Here's the power wire coming from the battery:
…then snaking through the front compartment:
…and finally ending at the D-block. There will be another run of 1/0AWG coming from here to the alternator, then 4AWG from the alternator to the starter motor:
Then I started replacing all of the factory wiring with a universal 21-circuit fuse-block system. It came from eBay, but I'm fairly certain it's a Hoffman Group "Keep it Clean" system. It's got a "Keep it Clean" horn relay, anyway.
Here's the car over by my welding station so I could weld a stud onto the front frame rail to act as a grounding point:
…and when I started wiring it:
Here's the fuse block with the ignition and multifunction switch connectors plugged in:
…and the fuse block nicely mounted on my 1/4" ABS airbox replacement panel:
Now onto the good stuff, the heavy fabrication.
The F40 notched for the top-mounted Northstar starter:
Here's the 3/16" flat stock I'm using for the mounts. All hand-cut with a jigsaw, then welded together with my Hobart:
Here's the "finished" mounts. The tubing used for the poly is actually the two ends from my factory dogbone. Worked out pretty well, I feel:
Here's the forward mount on the transmission:
Here's two shots of the rearward mount:
…and here's both, partially mounted:
Here's most of the drivetrain, just thrown in to check clearance:
That about does it for build pics for tonight…just catching you guys up on the past few months of work.
Here's my welding rig:
…and here's the car every night when I put it to bed at around 4AM:
I'm supposed to work today from around 6AM to 7PM, so I may or may not have the energy to work on the car tonight…but if I do, I'll finish the cradle-side of the transmission mounts. Updated pics to follow as I take them and work on the car, obviously. If there's anything specific you'd like to know more about or see pics of, just ask and I'll do my best to answer.
odd place for a battery! Will you be able to drop it from underneath the car? ( sorry if you said you had a solution I may have skimmed over that part...the pant leg got my attention lol ) Are you concerned about putting all that weight up in your front right corner?
------------------ Cliff's 610th Positive Feedback Giver. #12 NYFOC Member In recent times, the custom aftermarket car/automobile roadwheel has become a status symbol. These wheels are often incorrectly referred to as "rims". The term "rim" is incorrect because the rim is only the outer portion of a wheel (where the tire is mounted )
odd place for a battery! Will you be able to drop it from underneath the car? ( sorry if you said you had a solution I may have skimmed over that part...the pant leg got my attention lol ) Are you concerned about putting all that weight up in your front right corner?
It is perhaps a bit strange, but I am by no means the first to relocate the battery there. The battery comes out only from the top. Yup, I've got to pull my headlight assembly to get it out. Oh well, I'm okay with that.

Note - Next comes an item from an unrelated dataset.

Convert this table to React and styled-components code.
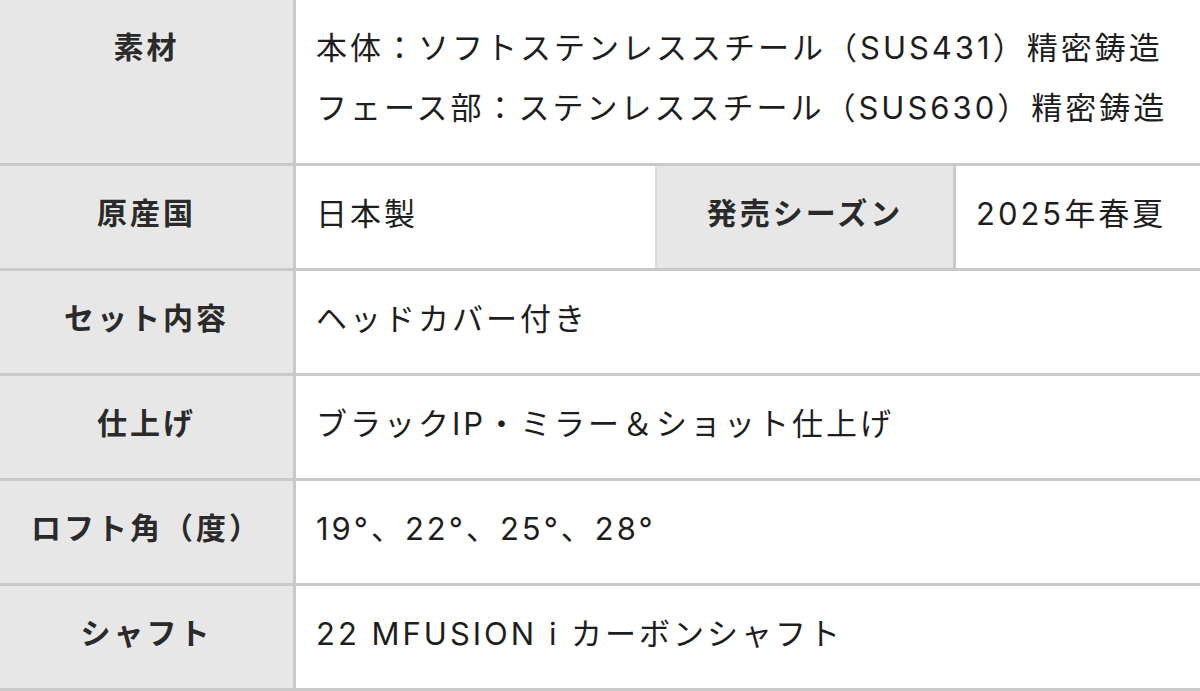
import React from "react";
import styled, { createGlobalStyle } from "styled-components";

const Global = createGlobalStyle`
  html, body { margin: 0; padding: 0; background: #fff; }
  body { font-family: Inter, "Noto Sans CJK JP", sans-serif; color: #222; }
`;

const Table = styled.div`
  width: 1200px;
  display: flex;
  flex-direction: column;
`;

const Row = styled.div`
  display: flex;
  border-bottom: 3px solid #c9c9c9;
  min-height: ${(p) => p.$h || 102}px;
`;

const Label = styled.div`
  width: ${(p) => p.$w || 293}px;
  flex: none;
  box-sizing: border-box;
  background: #e7e7e7;
  border-right: 3px solid #c9c9c9;
  border-left: ${(p) => (p.$inner ? "2px solid #dcdcdc" : "none")};
  padding-top: 15px;
  font-family: "Noto Sans CJK JP", sans-serif;
  font-weight: 700;
  font-size: 30px;
  letter-spacing: 3px;
  line-height: 60px;
  text-align: center;
  color: #2a2a2a;
`;

const Value = styled.div`
  flex: ${(p) => (p.$w ? "none" : "1")};
  width: ${(p) => (p.$w ? `${p.$w}px` : "auto")};
  box-sizing: border-box;
  padding: 18px 0 0 ${(p) => p.$pl || 20}px;
  font-size: 31px;
  letter-spacing: 3px;
  line-height: 60px;
  color: #1e1e1e;
  white-space: nowrap;
`;

const Line = styled.div``;

export default function App() {
  return (
    <>
      <Global />
      <Table>
        <Row $h={163}>
          <Label $w={296}>素材</Label>
          <Value>
            <Line>本体：ソフトステンレススチール（SUS431）精密鋳造</Line>
            <Line>フェース部：ステンレススチール（SUS630）精密鋳造</Line>
          </Value>
        </Row>
        <Row>
          <Label $w={296}>原産国</Label>
          <Value $w={359}>日本製</Value>
          <Label $w={301} $inner>発売シーズン</Label>
          <Value $pl={20}>2025年春夏</Value>
        </Row>
        <Row>
          <Label $w={296}>セット内容</Label>
          <Value>ヘッドカバー付き</Value>
        </Row>
        <Row>
          <Label $w={296}>仕上げ</Label>
          <Value>ブラックIP・ミラー＆ショット仕上げ</Value>
        </Row>
        <Row>
          <Label $w={296}>ロフト角（度）</Label>
          <Value>19°、22°、25°、28°</Value>
        </Row>
        <Row>
          <Label $w={296}>シャフト</Label>
          <Value>22 MFUSION i カーボンシャフト</Value>
        </Row>
      </Table>
    </>
  );
}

There's a 200A breaker just below the forward bulkhead of the front compartment, mounted on the framerail. If for any reason I need to disconnect, I just trip the breaker. Not concerned with weight, as the battery weighs only 10 pounds or so...very light. Even still, any weight on the far opposite corner will help offset my weight, ever so slightly. Plus, it just plain gets the battery out of the way.
...and about making the mounts. I'd love to do that, but unfortunately the cradle needs to be modified to fit the Northstars. As every modified Northstar cradle is different, my F40 mounts will fit my cradle and my cradle only. Truthfully? It's not hard. I just fired up my MIG for the very first time about 2 weeks ago. The 3/16" steel cuts very nicely with a jigsaw and a thick metal blade. Just take your time, make templates out of cardboard first and weld away.
I have a question about the poly brackets you made. Do the mount on the stock location on your cradle? if so did you also have to make up some new brackets as well? I like your build so far, keep up your good work and feed us more pictures.
Since OBDII PCMs for these engines are still made out of unobtanium, I'm running a '7730 until something OBDII actually manifests. Having said that, I need to repin a factory Aurora harness to the '7730 connectors. I remember finding a website a few years back that sold the pins for those connectors, but I can't seem to find it again. Anybody have any ideas? I'm almost done with the mounts, so it's going to be time for finishing the wiring very shortly, and hopefully I can drive this thing out of the shop in a few weeks.
Got a bit more work done. Sorry for the giant pics, didn't get a chance to resize.
Started fabbing the forward cradle half of the transmission mount, only to find out that the head of the lower bolt on my new mount hits the crossmember. Easy fix...just notch it:
So after I finished that, I started back on the mount. No real specific descriptions here, just more pics:
When I tried to assemble the three complete mounts, I find out the transmission is sitting higher now, because it's resting on the cradle? Gah, oh well...tomorrow's another day. Just need to persuade the cradle a bit, I suppose :
...and how she's sitting now, after I left:
More tomorrow night/early morning. My goal is to finish the mounts.
EDIT: Just for the record, I know some of the welds are pretty damn ugly. Again, I only picked up a MIG for the first time a few weeks ago. I think I'm doing just fine. Despite their appearance, they're definitely strong as hell. Great penetration (verified by a few buddies who are welders by profession).
[This message has been edited by 1986 Fiero GT (edited 09-14-2010).]
Have you made a decision regarding the flywheel/flexplate clutch issues? Zac's 88gt solution or custom thick flywheel?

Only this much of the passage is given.